I really like Irene, it’s the name of one of my aunts. I also like the eye-ree-nee pronunciation but I like eye-reen just as much.
shelly ok says
Long before I had kids and started reading about names obsessively, I began a job at the same time as 2 other ladies. We became a tight threesome, and I thought there names were stylish and beautiful (partially because of how fantastic they were). Their names: Stella and Irene. They were both 20 something, hip, and fun. It was the first time I had been around those names not attached to old ladies.
Sadly, I lost touch with both, but I have a soft spot for those names. Stella has become a little too trendy for me, but Irina was on my list if Rafael had been a girl. Not sure if I would ever use it, but I love Irina and Irene.
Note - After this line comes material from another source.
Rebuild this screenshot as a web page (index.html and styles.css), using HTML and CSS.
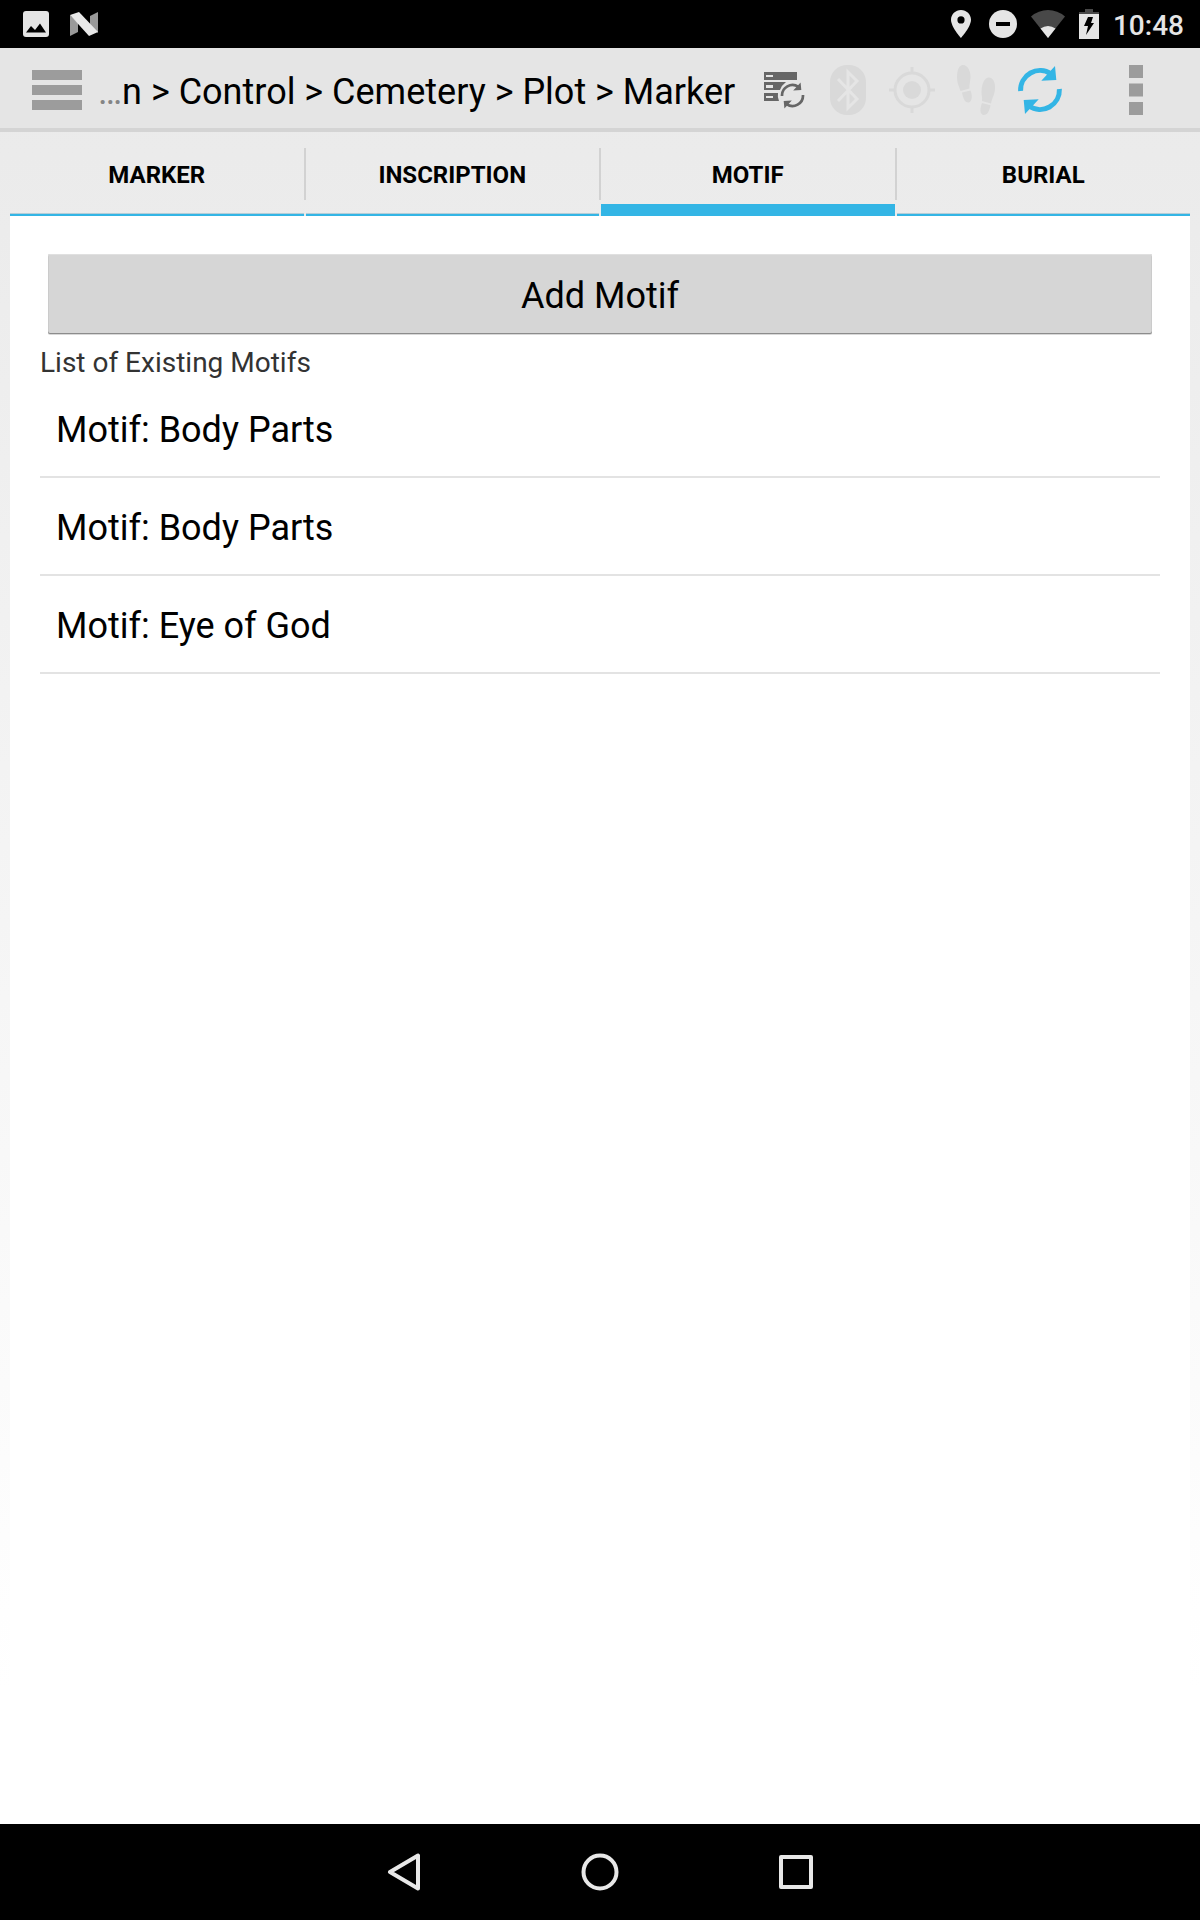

Well, Irene begins with a letter I very much like, but that -ene ending just irks me. I’ve known several people who answer to either Irene or Eilene – they’re all in their 60s or 70s, so it feels a little old-fashioned in a dated way to me… but Irina (EE-ree-nah) is much more pleasing to my ear and has a somewhat exotic feel, too.
I love Irina too!
As a Sherlockian, I love the name Irene. But an unpleasant neighbor has made the name unusable for me (can’t have her thinking she’s the namesake.) However, I would love the name, or Irina, on someone else’s child.
Sherlockian! I’ve never heard the term before – love it. 🙂
Lady Gwyn says
Yay! I love Irene. I read a Irene Adler spin off series and fell in love with the character and her name. I would love to use it, and I think it is due for a comeback soon, as well!
I think Irene is a lovely name with a great meaning, but I don’t find the English pronunciation very appealing. I prefer [eye-REE-nee] or the Portuguese [ee-REN].
I agree the English version sounds less feminine. However the name travels well, which is appealing to me.
Dutch and German pronunciation is [ee-RAY-nuh] last e sound as in “the” or shortened to [ee-RAYN]. Somewhat like Elena and Elaine.
In Holland the name was introduced by the royal family in 1939 for Princess Irene and is a well known (never extremely popular) name ever since (it ages well), although it peaked right after the WW2 liberation in 1945.